**Work to do:**
Exactly as written, retype the listing below, omitting the pictures.

**Provided material:**
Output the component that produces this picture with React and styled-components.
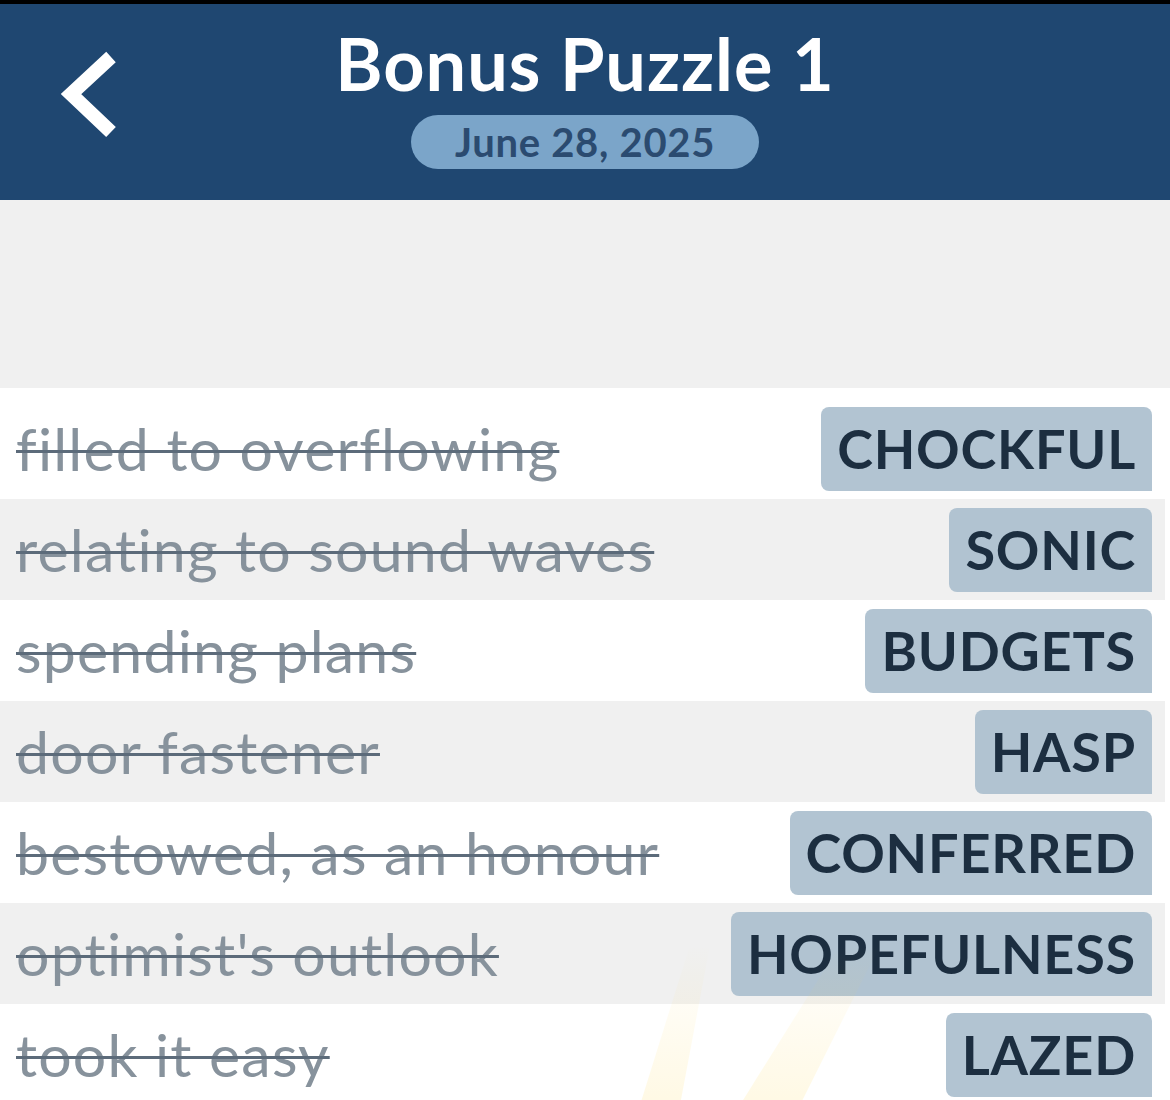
import React from "react";
import styled, { createGlobalStyle } from "styled-components";

const GlobalStyle = createGlobalStyle`
  html, body { margin: 0; padding: 0; background: #ffffff; }
  * { box-sizing: border-box; }
`;

const FONT = `Lato, "Noto Sans", "Liberation Sans", sans-serif`;

const Page = styled.div`
  position: relative;
  width: 1170px;
  height: 1100px;
  overflow: hidden;
  background: #ffffff;
  font-family: ${FONT};
`;

const Header = styled.header`
  height: 200px;
  border-top: 4px solid #000000;
  background: #1f4771;
  display: grid;
  grid-template-columns: 1fr auto 1fr;
  align-items: start;
`;

const BackButton = styled.button`
  justify-self: start;
  margin: 44px 0 0 56px;
  padding: 0;
  border: 0;
  background: transparent;
  width: 64px;
  height: 92px;
  display: flex;
`;

const TitleBlock = styled.div`
  display: flex;
  flex-direction: column;
  align-items: center;
  padding-top: 23px;
  gap: 16px;
`;

const Title = styled.h1`
  margin: 0;
  font-size: 72px;
  line-height: 72px;
  letter-spacing: 1px;
  font-weight: 700;
  color: #ffffff;
  white-space: nowrap;
`;

const DatePill = styled.div`
  height: 54px;
  padding: 0 44px;
  border-radius: 27px;
  background: #7ba5c9;
  color: #2b4b70;
  font-size: 40px;
  letter-spacing: 0.7px;
  font-weight: 700;
  display: flex;
  align-items: center;
  white-space: nowrap;
`;

const Spacer = styled.div`
  height: 188px;
  background: #f0f0f0;
`;

const List = styled.div`
  position: relative;
  padding-top: 10px;
  background: #ffffff;
`;

const Row = styled.div`
  width: 1165px;
  height: 101px;
  display: flex;
  align-items: center;
  justify-content: space-between;
  padding: 0 13px 0 16px;
  background: ${(p) => (p.$shaded ? "#f0f0f0" : "transparent")};
  position: relative;
  z-index: 1;
`;

const Clue = styled.span`
  font-size: 59px;
  letter-spacing: 1.2px;
  font-weight: 400;
  color: #87929c;
  text-decoration: line-through;
  text-decoration-color: #5c6b7a;
  text-decoration-thickness: 3px;
  white-space: nowrap;
`;

const Answer = styled.span`
  height: 84px;
  display: flex;
  align-items: center;
  padding: 0 16px;
  border-radius: 8px 8px 0 8px;
  background: rgba(170, 190, 205, 0.9);
  color: #1c2e40;
  font-size: 54px;
  letter-spacing: 0.8px;
  font-weight: 700;
  white-space: nowrap;
`;

const Watermark = styled.svg`
  position: absolute;
  left: 560px;
  bottom: 0;
  width: 400px;
  height: 200px;
  pointer-events: none;
  z-index: 2;
`;

const rows = [
  ["filled to overflowing", "CHOCKFUL"],
  ["relating to sound waves", "SONIC"],
  ["spending plans", "BUDGETS"],
  ["door fastener", "HASP"],
  ["bestowed, as an honour", "CONFERRED"],
  ["optimist's outlook", "HOPEFULNESS"],
  ["took it easy", "LAZED"],
];

export default function App() {
  return (
    <>
      <GlobalStyle />
      <Page>
        <Header>
          <BackButton aria-label="Back">
            <svg width="64" height="92" viewBox="0 0 64 92">
              <polyline
                points="55,9 15,46 55,84"
                fill="none"
                stroke="#ffffff"
                strokeWidth="14"
                strokeLinejoin="miter"
                strokeLinecap="butt"
              />
            </svg>
          </BackButton>
          <TitleBlock>
            <Title>Bonus Puzzle 1</Title>
            <DatePill>June 28, 2025</DatePill>
          </TitleBlock>
          <div />
        </Header>
        <Spacer />
        <List>
          {rows.map(([clue, answer], i) => (
            <Row key={answer} $shaded={i % 2 === 1}>
              <Clue>{clue}</Clue>
              <Answer>{answer}</Answer>
            </Row>
          ))}
          <Watermark viewBox="0 0 400 200">
            <defs>
              <linearGradient id="wm" x1="0" y1="1" x2="0" y2="0">
                <stop offset="0" stopColor="#ffd54a" stopOpacity="0.15" />
                <stop offset="1" stopColor="#ffd54a" stopOpacity="0" />
              </linearGradient>
            </defs>
            <polygon points="80,200 120,200 150,40 130,40" fill="url(#wm)" />
            <polygon points="180,200 240,200 320,40 280,40" fill="url(#wm)" />
          </Watermark>
        </List>
      </Page>
    </>
  );
}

**Written answer:**
Output the component that produces this picture with React and styled-components.
import React from "react";
import styled, { createGlobalStyle } from "styled-components";

const GlobalStyle = createGlobalStyle`
  html, body { margin: 0; padding: 0; background: #ffffff; }
  * { box-sizing: border-box; }
`;

const FONT = `Lato, "Noto Sans", "Liberation Sans", sans-serif`;

const Page = styled.div`
  position: relative;
  width: 1170px;
  height: 1100px;
  overflow: hidden;
  background: #ffffff;
  font-family: ${FONT};
`;

const Header = styled.header`
  height: 200px;
  border-top: 4px solid #000000;
  background: #1f4771;
  display: grid;
  grid-template-columns: 1fr auto 1fr;
  align-items: start;
`;

const BackButton = styled.button`
  justify-self: start;
  margin: 44px 0 0 56px;
  padding: 0;
  border: 0;
  background: transparent;
  width: 64px;
  height: 92px;
  display: flex;
`;

const TitleBlock = styled.div`
  display: flex;
  flex-direction: column;
  align-items: center;
  padding-top: 23px;
  gap: 16px;
`;

const Title = styled.h1`
  margin: 0;
  font-size: 72px;
  line-height: 72px;
  letter-spacing: 1px;
  font-weight: 700;
  color: #ffffff;
  white-space: nowrap;
`;

const DatePill = styled.div`
  height: 54px;
  padding: 0 44px;
  border-radius: 27px;
  background: #7ba5c9;
  color: #2b4b70;
  font-size: 40px;
  letter-spacing: 0.7px;
  font-weight: 700;
  display: flex;
  align-items: center;
  white-space: nowrap;
`;

const Spacer = styled.div`
  height: 188px;
  background: #f0f0f0;
`;

const List = styled.div`
  position: relative;
  padding-top: 10px;
  background: #ffffff;
`;

const Row = styled.div`
  width: 1165px;
  height: 101px;
  display: flex;
  align-items: center;
  justify-content: space-between;
  padding: 0 13px 0 16px;
  background: ${(p) => (p.$shaded ? "#f0f0f0" : "transparent")};
  position: relative;
  z-index: 1;
`;

const Clue = styled.span`
  font-size: 59px;
  letter-spacing: 1.2px;
  font-weight: 400;
  color: #87929c;
  text-decoration: line-through;
  text-decoration-color: #5c6b7a;
  text-decoration-thickness: 3px;
  white-space: nowrap;
`;

const Answer = styled.span`
  height: 84px;
  display: flex;
  align-items: center;
  padding: 0 16px;
  border-radius: 8px 8px 0 8px;
  background: rgba(170, 190, 205, 0.9);
  color: #1c2e40;
  font-size: 54px;
  letter-spacing: 0.8px;
  font-weight: 700;
  white-space: nowrap;
`;

const Watermark = styled.svg`
  position: absolute;
  left: 560px;
  bottom: 0;
  width: 400px;
  height: 200px;
  pointer-events: none;
  z-index: 2;
`;

const rows = [
  ["filled to overflowing", "CHOCKFUL"],
  ["relating to sound waves", "SONIC"],
  ["spending plans", "BUDGETS"],
  ["door fastener", "HASP"],
  ["bestowed, as an honour", "CONFERRED"],
  ["optimist's outlook", "HOPEFULNESS"],
  ["took it easy", "LAZED"],
];

export default function App() {
  return (
    <>
      <GlobalStyle />
      <Page>
        <Header>
          <BackButton aria-label="Back">
            <svg width="64" height="92" viewBox="0 0 64 92">
              <polyline
                points="55,9 15,46 55,84"
                fill="none"
                stroke="#ffffff"
                strokeWidth="14"
                strokeLinejoin="miter"
                strokeLinecap="butt"
              />
            </svg>
          </BackButton>
          <TitleBlock>
            <Title>Bonus Puzzle 1</Title>
            <DatePill>June 28, 2025</DatePill>
          </TitleBlock>
          <div />
        </Header>
        <Spacer />
        <List>
          {rows.map(([clue, answer], i) => (
            <Row key={answer} $shaded={i % 2 === 1}>
              <Clue>{clue}</Clue>
              <Answer>{answer}</Answer>
            </Row>
          ))}
          <Watermark viewBox="0 0 400 200">
            <defs>
              <linearGradient id="wm" x1="0" y1="1" x2="0" y2="0">
                <stop offset="0" stopColor="#ffd54a" stopOpacity="0.15" />
                <stop offset="1" stopColor="#ffd54a" stopOpacity="0" />
              </linearGradient>
            </defs>
            <polygon points="80,200 120,200 150,40 130,40" fill="url(#wm)" />
            <polygon points="180,200 240,200 320,40 280,40" fill="url(#wm)" />
          </Watermark>
        </List>
      </Page>
    </>
  );
}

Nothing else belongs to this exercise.